(THE EXERCISE): Check every line of the entries below for the word "components", and copy the ones that have it.

(TASK INPUT):

※ ※ ※

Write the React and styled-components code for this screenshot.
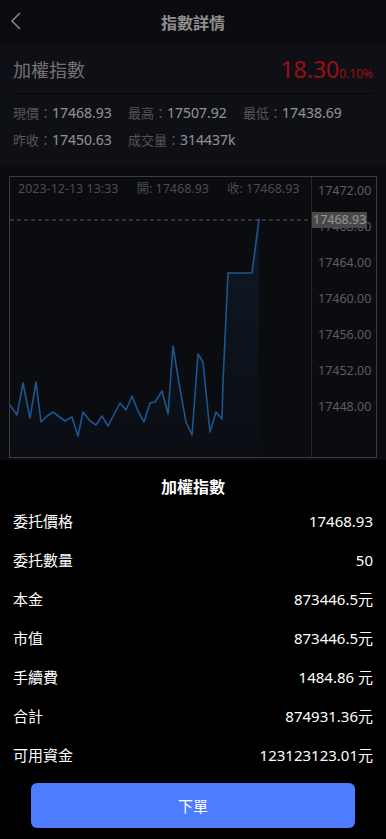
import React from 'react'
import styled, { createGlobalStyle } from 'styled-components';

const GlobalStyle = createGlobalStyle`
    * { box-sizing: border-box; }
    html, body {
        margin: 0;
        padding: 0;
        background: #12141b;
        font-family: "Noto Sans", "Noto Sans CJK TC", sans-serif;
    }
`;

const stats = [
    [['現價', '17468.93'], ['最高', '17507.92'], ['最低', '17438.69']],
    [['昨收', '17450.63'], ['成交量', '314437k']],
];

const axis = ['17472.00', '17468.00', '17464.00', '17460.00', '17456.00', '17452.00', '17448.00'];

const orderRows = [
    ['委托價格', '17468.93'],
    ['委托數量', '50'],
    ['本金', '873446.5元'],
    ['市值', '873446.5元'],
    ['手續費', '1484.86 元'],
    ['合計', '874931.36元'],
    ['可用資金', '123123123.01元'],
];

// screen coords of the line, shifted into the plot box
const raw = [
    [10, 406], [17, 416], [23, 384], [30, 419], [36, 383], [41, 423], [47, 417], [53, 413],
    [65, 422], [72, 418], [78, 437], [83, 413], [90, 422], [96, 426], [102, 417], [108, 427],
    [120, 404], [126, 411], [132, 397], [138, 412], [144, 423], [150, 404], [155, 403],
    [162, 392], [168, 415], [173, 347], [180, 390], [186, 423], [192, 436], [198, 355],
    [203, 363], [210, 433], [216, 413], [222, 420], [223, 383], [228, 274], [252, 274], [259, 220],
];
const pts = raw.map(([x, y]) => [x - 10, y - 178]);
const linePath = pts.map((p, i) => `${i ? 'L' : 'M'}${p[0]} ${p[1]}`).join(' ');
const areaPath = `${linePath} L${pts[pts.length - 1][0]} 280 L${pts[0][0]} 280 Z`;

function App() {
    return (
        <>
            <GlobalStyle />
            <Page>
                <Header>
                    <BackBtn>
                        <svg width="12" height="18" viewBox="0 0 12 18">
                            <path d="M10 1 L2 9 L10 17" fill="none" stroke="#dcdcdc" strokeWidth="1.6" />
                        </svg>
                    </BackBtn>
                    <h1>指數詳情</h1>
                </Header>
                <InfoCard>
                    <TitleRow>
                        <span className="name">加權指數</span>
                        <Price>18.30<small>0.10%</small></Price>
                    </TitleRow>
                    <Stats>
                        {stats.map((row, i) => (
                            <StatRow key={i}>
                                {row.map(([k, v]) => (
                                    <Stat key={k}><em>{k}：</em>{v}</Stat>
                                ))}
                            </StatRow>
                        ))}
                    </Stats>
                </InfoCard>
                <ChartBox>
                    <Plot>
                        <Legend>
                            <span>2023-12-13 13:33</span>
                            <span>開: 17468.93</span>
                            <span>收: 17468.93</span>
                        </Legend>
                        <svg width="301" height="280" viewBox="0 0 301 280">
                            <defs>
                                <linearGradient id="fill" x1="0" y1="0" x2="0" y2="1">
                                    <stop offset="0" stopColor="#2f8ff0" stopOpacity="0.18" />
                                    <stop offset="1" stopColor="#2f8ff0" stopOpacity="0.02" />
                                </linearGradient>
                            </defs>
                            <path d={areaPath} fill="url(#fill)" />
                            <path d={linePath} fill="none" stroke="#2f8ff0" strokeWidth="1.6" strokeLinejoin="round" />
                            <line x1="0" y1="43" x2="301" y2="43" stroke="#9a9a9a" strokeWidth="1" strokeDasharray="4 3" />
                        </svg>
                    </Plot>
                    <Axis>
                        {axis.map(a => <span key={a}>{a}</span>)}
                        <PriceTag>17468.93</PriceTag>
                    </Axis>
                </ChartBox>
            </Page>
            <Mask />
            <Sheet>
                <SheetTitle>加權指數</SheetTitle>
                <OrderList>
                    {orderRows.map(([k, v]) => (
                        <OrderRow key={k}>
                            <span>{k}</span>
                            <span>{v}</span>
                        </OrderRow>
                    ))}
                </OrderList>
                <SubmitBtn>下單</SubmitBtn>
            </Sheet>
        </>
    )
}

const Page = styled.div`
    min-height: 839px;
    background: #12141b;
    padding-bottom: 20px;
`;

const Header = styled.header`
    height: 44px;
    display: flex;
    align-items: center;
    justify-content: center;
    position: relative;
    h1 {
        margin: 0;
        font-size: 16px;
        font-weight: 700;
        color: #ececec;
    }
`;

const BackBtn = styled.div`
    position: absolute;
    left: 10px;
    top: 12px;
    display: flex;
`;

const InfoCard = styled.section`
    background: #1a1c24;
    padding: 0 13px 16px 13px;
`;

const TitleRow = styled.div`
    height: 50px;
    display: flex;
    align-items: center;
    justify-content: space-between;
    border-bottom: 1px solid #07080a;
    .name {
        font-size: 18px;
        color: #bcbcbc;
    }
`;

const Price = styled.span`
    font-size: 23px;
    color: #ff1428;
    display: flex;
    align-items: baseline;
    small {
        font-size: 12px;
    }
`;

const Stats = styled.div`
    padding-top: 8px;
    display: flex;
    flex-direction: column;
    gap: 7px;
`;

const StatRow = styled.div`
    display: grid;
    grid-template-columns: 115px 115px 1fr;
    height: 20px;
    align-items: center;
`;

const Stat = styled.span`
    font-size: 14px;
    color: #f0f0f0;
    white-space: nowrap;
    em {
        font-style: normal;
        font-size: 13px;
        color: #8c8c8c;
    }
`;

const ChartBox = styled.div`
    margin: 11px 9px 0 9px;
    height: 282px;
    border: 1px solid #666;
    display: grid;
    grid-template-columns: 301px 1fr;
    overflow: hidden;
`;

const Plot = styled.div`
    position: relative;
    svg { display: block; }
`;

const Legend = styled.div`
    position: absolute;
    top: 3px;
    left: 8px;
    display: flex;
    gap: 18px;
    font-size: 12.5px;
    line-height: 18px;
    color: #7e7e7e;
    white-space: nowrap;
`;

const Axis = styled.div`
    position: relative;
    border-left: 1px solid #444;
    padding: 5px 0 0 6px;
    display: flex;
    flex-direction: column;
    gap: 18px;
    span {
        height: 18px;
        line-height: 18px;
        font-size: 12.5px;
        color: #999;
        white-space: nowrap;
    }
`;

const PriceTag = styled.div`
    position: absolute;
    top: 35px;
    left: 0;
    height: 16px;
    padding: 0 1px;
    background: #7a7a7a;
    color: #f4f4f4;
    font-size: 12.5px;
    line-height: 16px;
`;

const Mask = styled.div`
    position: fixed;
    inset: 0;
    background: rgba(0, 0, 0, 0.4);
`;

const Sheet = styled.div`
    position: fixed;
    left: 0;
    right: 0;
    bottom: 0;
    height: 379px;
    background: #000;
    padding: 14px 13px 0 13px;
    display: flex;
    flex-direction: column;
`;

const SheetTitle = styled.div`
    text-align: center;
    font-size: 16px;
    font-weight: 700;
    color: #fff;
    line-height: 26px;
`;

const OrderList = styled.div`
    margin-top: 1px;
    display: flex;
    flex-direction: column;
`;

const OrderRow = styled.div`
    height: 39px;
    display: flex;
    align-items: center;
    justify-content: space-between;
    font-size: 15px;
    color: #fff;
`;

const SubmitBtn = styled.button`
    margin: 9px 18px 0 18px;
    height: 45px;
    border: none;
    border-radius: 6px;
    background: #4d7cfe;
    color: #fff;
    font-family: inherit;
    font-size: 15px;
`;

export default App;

※ ※ ※

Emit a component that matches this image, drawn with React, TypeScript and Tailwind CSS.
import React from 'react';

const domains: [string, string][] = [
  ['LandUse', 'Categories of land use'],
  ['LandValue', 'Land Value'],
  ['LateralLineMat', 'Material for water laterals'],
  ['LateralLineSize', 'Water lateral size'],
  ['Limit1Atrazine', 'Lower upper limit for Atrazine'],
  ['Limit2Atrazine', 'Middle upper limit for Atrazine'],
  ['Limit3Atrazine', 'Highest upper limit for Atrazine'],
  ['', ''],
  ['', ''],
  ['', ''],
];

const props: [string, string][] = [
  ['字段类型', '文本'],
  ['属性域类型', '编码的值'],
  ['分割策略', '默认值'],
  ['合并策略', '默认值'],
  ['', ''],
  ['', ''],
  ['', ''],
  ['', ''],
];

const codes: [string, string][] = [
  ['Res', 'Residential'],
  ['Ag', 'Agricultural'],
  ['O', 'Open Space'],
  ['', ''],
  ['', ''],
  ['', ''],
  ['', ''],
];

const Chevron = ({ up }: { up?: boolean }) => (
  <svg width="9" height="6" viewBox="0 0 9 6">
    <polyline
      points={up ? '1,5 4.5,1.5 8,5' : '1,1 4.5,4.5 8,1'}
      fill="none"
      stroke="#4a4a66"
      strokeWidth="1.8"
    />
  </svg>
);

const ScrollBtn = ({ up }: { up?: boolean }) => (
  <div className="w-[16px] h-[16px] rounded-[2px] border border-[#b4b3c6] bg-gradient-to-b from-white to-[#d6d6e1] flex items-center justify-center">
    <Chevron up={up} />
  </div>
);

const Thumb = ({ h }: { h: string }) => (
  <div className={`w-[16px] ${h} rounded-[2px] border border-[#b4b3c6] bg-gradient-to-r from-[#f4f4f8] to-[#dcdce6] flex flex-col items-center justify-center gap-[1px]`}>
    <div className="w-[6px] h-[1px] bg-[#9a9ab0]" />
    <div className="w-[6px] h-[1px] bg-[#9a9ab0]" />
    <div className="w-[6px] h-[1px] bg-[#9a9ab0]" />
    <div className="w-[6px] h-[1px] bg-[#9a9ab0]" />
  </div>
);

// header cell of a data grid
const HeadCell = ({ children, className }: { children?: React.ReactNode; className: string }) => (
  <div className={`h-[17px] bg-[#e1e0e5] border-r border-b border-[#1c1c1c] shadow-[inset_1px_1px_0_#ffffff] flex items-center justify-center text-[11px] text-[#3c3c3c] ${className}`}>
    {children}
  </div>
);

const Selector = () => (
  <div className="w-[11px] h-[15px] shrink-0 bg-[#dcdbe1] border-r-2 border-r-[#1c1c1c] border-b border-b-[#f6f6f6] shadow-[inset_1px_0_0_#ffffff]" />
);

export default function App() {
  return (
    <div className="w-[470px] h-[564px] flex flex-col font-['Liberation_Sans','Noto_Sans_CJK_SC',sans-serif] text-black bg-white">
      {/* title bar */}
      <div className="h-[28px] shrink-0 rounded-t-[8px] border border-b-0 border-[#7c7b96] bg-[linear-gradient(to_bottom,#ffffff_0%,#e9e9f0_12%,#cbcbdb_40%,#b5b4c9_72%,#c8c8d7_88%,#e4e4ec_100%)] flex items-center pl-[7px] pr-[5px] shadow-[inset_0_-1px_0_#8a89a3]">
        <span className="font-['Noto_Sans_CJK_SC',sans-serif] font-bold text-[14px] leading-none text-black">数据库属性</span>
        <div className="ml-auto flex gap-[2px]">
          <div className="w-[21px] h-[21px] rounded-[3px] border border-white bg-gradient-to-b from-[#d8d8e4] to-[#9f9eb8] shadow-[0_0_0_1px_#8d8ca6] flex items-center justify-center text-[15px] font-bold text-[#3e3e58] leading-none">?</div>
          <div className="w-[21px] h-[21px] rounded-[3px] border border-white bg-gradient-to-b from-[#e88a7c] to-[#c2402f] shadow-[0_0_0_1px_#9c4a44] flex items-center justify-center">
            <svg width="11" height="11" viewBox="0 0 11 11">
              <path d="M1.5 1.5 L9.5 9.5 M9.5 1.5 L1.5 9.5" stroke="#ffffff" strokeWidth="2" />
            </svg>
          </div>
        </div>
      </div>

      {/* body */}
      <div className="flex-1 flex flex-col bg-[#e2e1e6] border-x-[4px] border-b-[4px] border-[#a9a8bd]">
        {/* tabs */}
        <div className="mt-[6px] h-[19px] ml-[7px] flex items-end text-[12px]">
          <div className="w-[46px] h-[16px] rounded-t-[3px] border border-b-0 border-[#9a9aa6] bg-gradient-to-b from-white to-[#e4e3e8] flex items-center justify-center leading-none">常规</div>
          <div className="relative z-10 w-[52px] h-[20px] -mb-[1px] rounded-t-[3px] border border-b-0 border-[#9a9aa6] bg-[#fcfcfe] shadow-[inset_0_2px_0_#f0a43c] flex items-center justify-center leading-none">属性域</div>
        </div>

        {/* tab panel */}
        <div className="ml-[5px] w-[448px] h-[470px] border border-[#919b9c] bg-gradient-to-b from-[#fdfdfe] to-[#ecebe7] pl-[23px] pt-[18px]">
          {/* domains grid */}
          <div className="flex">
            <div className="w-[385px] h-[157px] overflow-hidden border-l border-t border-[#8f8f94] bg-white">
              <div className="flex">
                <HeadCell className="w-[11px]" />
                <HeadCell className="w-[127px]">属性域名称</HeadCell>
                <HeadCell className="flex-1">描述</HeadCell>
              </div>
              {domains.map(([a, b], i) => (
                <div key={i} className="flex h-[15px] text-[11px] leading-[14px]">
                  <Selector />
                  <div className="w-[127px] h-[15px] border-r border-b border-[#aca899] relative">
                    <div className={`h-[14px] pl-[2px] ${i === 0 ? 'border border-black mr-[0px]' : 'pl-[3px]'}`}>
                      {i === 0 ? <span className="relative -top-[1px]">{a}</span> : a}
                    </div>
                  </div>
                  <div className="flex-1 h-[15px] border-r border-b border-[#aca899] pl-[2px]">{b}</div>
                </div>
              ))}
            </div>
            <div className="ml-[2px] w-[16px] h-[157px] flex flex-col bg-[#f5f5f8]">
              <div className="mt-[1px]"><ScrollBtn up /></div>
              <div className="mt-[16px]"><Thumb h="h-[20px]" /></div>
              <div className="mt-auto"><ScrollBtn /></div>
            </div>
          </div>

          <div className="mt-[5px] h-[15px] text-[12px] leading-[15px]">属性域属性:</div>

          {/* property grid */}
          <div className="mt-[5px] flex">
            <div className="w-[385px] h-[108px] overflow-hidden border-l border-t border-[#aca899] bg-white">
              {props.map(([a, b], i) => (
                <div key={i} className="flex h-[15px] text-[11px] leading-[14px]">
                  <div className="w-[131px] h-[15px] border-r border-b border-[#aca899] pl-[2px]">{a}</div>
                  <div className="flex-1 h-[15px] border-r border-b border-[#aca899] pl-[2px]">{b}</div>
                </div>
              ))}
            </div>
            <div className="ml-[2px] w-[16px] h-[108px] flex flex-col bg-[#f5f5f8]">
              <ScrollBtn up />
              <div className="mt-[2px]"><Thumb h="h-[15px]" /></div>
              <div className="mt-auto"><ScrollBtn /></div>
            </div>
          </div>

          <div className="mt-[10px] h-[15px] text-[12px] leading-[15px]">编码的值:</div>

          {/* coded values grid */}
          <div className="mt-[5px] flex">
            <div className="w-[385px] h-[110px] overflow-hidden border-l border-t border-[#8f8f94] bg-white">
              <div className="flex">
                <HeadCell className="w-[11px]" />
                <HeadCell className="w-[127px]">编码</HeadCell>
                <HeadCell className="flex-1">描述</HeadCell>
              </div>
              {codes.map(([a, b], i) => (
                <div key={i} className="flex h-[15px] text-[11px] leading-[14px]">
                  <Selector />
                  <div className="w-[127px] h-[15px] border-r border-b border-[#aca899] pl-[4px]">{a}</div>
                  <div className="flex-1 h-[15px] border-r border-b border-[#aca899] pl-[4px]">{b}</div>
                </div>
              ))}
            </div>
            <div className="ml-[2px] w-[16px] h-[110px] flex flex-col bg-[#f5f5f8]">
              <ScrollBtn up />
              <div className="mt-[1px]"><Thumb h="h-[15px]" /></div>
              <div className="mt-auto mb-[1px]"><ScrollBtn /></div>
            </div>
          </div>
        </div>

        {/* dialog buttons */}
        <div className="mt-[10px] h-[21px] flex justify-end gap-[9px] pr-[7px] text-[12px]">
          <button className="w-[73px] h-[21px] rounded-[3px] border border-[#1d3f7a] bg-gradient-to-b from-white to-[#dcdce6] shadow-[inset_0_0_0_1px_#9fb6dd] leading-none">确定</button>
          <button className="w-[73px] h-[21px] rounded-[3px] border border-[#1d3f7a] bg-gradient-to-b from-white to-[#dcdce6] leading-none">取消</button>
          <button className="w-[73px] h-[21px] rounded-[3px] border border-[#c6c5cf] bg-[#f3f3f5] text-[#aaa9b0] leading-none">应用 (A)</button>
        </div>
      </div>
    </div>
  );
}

※ ※ ※

(TASK ANSWER):
Write the React and styled-components code for this screenshot.
import styled, { createGlobalStyle } from 'styled-components';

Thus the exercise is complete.